The value of maintenance data becomes even greater when it is combined with production information.
For example, maintenance events can be correlated with machine downtime, production losses, quality issues, or Overall Equipment Effectiveness (OEE) metrics. This helps organizations understand not only what failed, but also how those failures impact overall operational performance.
As manufacturers continue their digital transformation journeys, maintenance management is becoming increasingly connected with broader factory information systems.
Modern manufacturing environments require accurate, real-time information to support continuous improvement initiatives. Maintenance activities should not operate in isolation. They should be integrated with production monitoring, performance reporting, and operational decision-making processes.
At T3Soft, we recognize that maintenance management is fundamentally an information management challenge.
While technical expertise remains essential, many maintenance-related inefficiencies stem from delayed communication, limited visibility, and fragmented information.
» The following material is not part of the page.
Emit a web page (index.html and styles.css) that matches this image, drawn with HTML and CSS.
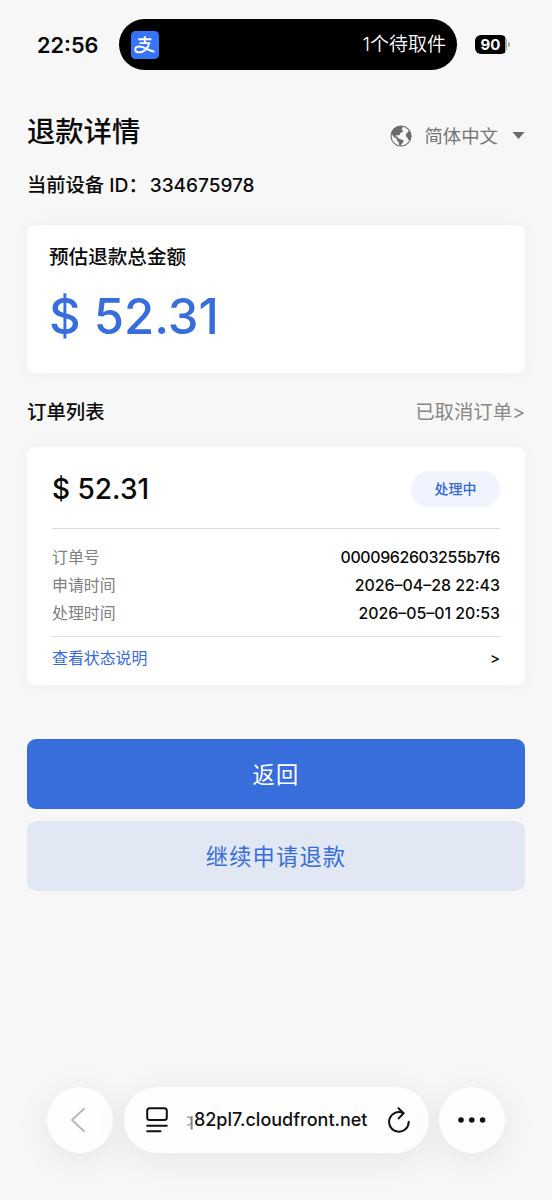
FILE: index.html
```html
<!DOCTYPE html>
<html lang="zh-CN">
<head>
<meta charset="utf-8">
<meta name="viewport" content="width=device-width, initial-scale=1">
<title>退款详情</title>
<link rel="stylesheet" href="styles.css">
</head>
<body>
<div class="screen">
  <header class="status">
    <span class="clock">22:56</span>
    <div class="island">
      <svg class="app-icon" viewBox="0 0 28 28" fill="none" stroke="#fff" stroke-linecap="butt">
        <rect width="28" height="28" rx="4.5" fill="#3574f6" stroke="none"/>
        <path d="M7.2 8.3H20.4M13.8 5V12M8.5 12.1H19.2" stroke-width="1.9"/>
        <path d="M18.3 12.3C17.2 16.6 12.9 21.3 8.5 21.3C5.8 21.3 4.3 20 4.3 18.4C4.3 16.8 5.7 15.6 8.2 15.6C12.7 15.6 17.2 19.4 23.4 20.8" stroke-width="2"/>
      </svg>
      <span class="pickup">1个待取件</span>
    </div>
    <div class="battery"><span class="battery-level">90</span><i class="battery-tip"></i></div>
  </header>

  <main class="content">
    <div class="heading">
      <h1 class="title">退款详情</h1>
      <div class="language">
        <svg class="globe" viewBox="0 0 22 22">
          <circle cx="11" cy="11" r="10" fill="none" stroke="#6b6b6b" stroke-width="1.1"/>
          <path fill="#6b6b6b" d="M1.6 7.4C3.4 3 7.6 .8 12.4 1.1L12.6 3L11.2 4.2L12.9 5.2L12.6 7L10.3 8L9.8 9.8L7.7 10.6L6.4 9.9L5.6 11.3L7.7 12L8.6 13.6L11.4 14.4L13.6 15.6L12.9 17.8L11.4 19L11 21C9.6 20.8 9 20.2 8.9 19.1L8.7 17L6.9 15.4L6.6 13.4L4.1 12.2L2 9.6Z"/>
          <path fill="#6b6b6b" d="M19.2 5.6C21.6 8.9 21.7 12.5 20.2 15.6L18.2 14.6L17.4 12.6L15.9 11.2L16.1 8.8L17.6 7.4Z"/>
        </svg>
        <span class="language-name">简体中文</span>
        <svg class="caret" viewBox="0 0 12 7"><path d="M0 0H12L6 7Z" fill="#6b6b6b"/></svg>
      </div>
    </div>
    <p class="device">当前设备 ID：<span class="device-id">334675978</span></p>

    <section class="card total">
      <h2 class="total-label">预估退款总金额</h2>
      <div class="total-amount">$ 52.31</div>
    </section>

    <div class="list-head">
      <h2 class="list-title">订单列表</h2>
      <a class="cancelled">已取消订单&gt;</a>
    </div>

    <section class="card order">
      <div class="order-top">
        <span class="order-amount">$ 52.31</span>
        <span class="badge">处理中</span>
      </div>
      <dl class="details">
        <div class="row"><dt>订单号</dt><dd class="order-no">0000962603255b7f6</dd></div>
        <div class="row"><dt>申请时间</dt><dd>2026–04–28 22:43</dd></div>
        <div class="row"><dt>处理时间</dt><dd>2026–05–01 20:53</dd></div>
      </dl>
      <a class="explain"><span>查看状态说明</span><span class="arrow">&gt;</span></a>
    </section>

    <div class="actions">
      <button class="button primary">返回</button>
      <button class="button secondary">继续申请退款</button>
    </div>
  </main>

  <nav class="browser">
    <button class="round" aria-label="后退">
      <svg class="back" viewBox="0 0 16 26" fill="none" stroke="#b9b9b9" stroke-width="1.9"><path d="M14.5 1.2L2 13L14.5 24.8"/></svg>
    </button>
    <div class="address">
      <svg class="reader" viewBox="0 0 22 26" fill="none" stroke="#111" stroke-width="2" stroke-linecap="round">
        <rect x="1.2" y="1.3" width="19.6" height="11.6" rx="2.5"/>
        <path d="M1.2 18.7H20.8M1.2 24.3H14.5"/>
      </svg>
      <div class="url"><span class="url-fade">q</span>82pl7.cloudfront.net</div>
      <svg class="reload" viewBox="0 0 22 26" fill="none" stroke="#111" stroke-width="2" stroke-linecap="round" stroke-linejoin="round">
        <path d="M20.7 14.8A9.8 9.8 0 1 1 15.2 6.1"/>
        <path d="M10.5 1.3L15.6 6.2L10.7 11.4"/>
      </svg>
    </div>
    <button class="round" aria-label="更多">
      <svg class="dots" viewBox="0 0 28 6" fill="#111"><circle cx="3" cy="3" r="2.8"/><circle cx="13.8" cy="3" r="2.8"/><circle cx="24.6" cy="3" r="2.8"/></svg>
    </button>
  </nav>
</div>
</body>
</html>
```
FILE: styles.css
```css
* { box-sizing: border-box; }

body {
  margin: 0;
  background: #f7f7f7;
  color: #0a0a0a;
  font-family: Inter, "Noto Sans CJK SC", sans-serif;
}

h1, h2, p, dl, dd { margin: 0; font-weight: 500; }
svg { display: block; flex: none; }
button { border: 0; padding: 0; font: inherit; }

.screen {
  width: 552px;
  height: 1200px;
  display: flex;
  flex-direction: column;
  overflow: hidden;
}

/* Status bar */
.status {
  height: 89px;
  padding: 0 41px 0 37px;
  display: flex;
  align-items: center;
}
.clock { width: 82px; flex: none; font-size: 21.7px; font-weight: 600; line-height: 28px; white-space: nowrap; }
.island {
  width: 338px;
  flex: none;
  height: 51px;
  padding: 0 11px 0 12px;
  border-radius: 26px;
  background: #000;
  color: #fff;
  display: flex;
  align-items: center;
  justify-content: space-between;
}
.app-icon { width: 28px; height: 28px; }
.pickup { font-size: 19px; font-weight: 350; line-height: 28px; white-space: nowrap; }
.battery { margin-left: 18px; display: flex; align-items: center; gap: 1px; }
.battery-level {
  width: 32px;
  height: 19px;
  border-radius: 6px;
  background: linear-gradient(90deg, #000 30px, #a8a8a8 30px);
  color: #fff;
  font-size: 15px;
  font-weight: 700;
  line-height: 19px;
  padding-right: 1px;
  text-align: center;
}
.battery-tip { width: 2px; height: 5px; border-radius: 0 2px 2px 0; background: #a8a8a8; }

/* Page */
.content { padding: 0 27px; }
.heading { height: 84px; display: flex; align-items: center; justify-content: space-between; }
.title { margin-top: 1px; font-size: 28.3px; line-height: 40px; }
.language { display: flex; align-items: center; margin-top: 9px; color: #757575; }
.globe { width: 22px; height: 22px; }
.language-name { margin: 0 14px 0 12px; font-size: 18.4px; line-height: 26px; }
.caret { width: 13px; height: 7px; }
.device { height: 26px; font-size: 19.3px; line-height: 25px; white-space: nowrap; }
.device-id { margin-left: 2px; font-size: 19px; }

.card {
  border-radius: 9px;
  background: #fff;
  box-shadow: 0 0 20px rgba(0, 0, 0, .035);
}
.total { height: 148px; margin-top: 26px; padding: 18px 22px; }
.total-label { font-size: 19.6px; line-height: 28px; }
.total-amount { margin-top: 16px; color: #386edb; font-size: 49px; font-weight: 500; line-height: 60px; }

.list-head { height: 74px; display: flex; align-items: center; justify-content: space-between; padding-top: 3px; }
.list-title { font-size: 19.4px; line-height: 28px; }
.cancelled { color: #888; font-size: 19.4px; line-height: 28px; }

.order { height: 238px; padding: 0 25px; }
.order-top {
  height: 82px;
  padding-top: 2px;
  border-bottom: 1px solid #dadada;
  display: flex;
  align-items: center;
  justify-content: space-between;
}
.order-amount { font-size: 28px; font-weight: 500; line-height: 36px; }
.badge {
  width: 89px;
  height: 36px;
  border-radius: 18px;
  background: #eff4ff;
  color: #3567d6;
  font-size: 14px;
  font-weight: 500;
  line-height: 35px;
  text-align: center;
}
.details { height: 108px; padding-top: 15px; border-bottom: 1px solid #e1e1e1; }
.row { height: 28px; display: flex; justify-content: space-between; font-size: 15.9px; line-height: 28px; }
.row dt { color: #808080; font-weight: 400; }
.order-no { letter-spacing: -.35px; }
.explain {
  height: 43px;
  padding-bottom: 2px;
  display: flex;
  align-items: center;
  justify-content: space-between;
  color: #386bd8;
  font-size: 15.9px;
}
.arrow { padding-top: 2px; color: #111; font-size: 15px; font-weight: 500; }

.actions { margin-top: 54px; display: flex; flex-direction: column; gap: 12px; }
.button { height: 70px; padding-bottom: 3px; border-radius: 9px; font-size: 22.2px; letter-spacing: 1.2px; }
.primary { background: #386edb; color: #fff; }
.secondary { background: #e1e7f3; color: #386edb; }

/* Browser toolbar */
.browser { margin: auto 47px 47px; display: flex; justify-content: space-between; }
.round, .address {
  height: 66px;
  border-radius: 33px;
  background: #fefefe;
  box-shadow: 0 6px 36px rgba(0, 0, 0, .075);
  display: flex;
  align-items: center;
}
.round { width: 66px; justify-content: center; }
.back { width: 16px; height: 26px; margin-right: 4px; }
.address { width: 305px; padding: 0 19px 0 22px; color: #111; }
.reader { width: 22px; height: 26px; }
.url { margin-left: 14px; width: 186px; font-size: 18px; font-weight: 500; line-height: 26px; display: flex; justify-content: flex-end; white-space: nowrap; }
.url-fade { color: transparent; background: linear-gradient(90deg, transparent 35%, #bbb 35%, #666); background-clip: text; }
.reload { width: 22px; height: 26px; margin-left: auto; }
.dots { width: 28px; height: 6px; }
```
Our solutions support the digital reporting and tracking of maintenance activities, helping production and maintenance teams work from the same set of information. By providing visibility into equipment status, reported issues, and maintenance history, organizations can improve response times, reduce communication gaps, and make better operational decisions.
Ultimately, improving maintenance performance is not always about increasing the number of technicians or investing in additional equipment.
In many cases, the biggest improvement comes from ensuring that the right information reaches the right people at the right time.
When that happens, small problems are addressed before they become major disruptions, maintenance activities become more effective, and production operations become more reliable.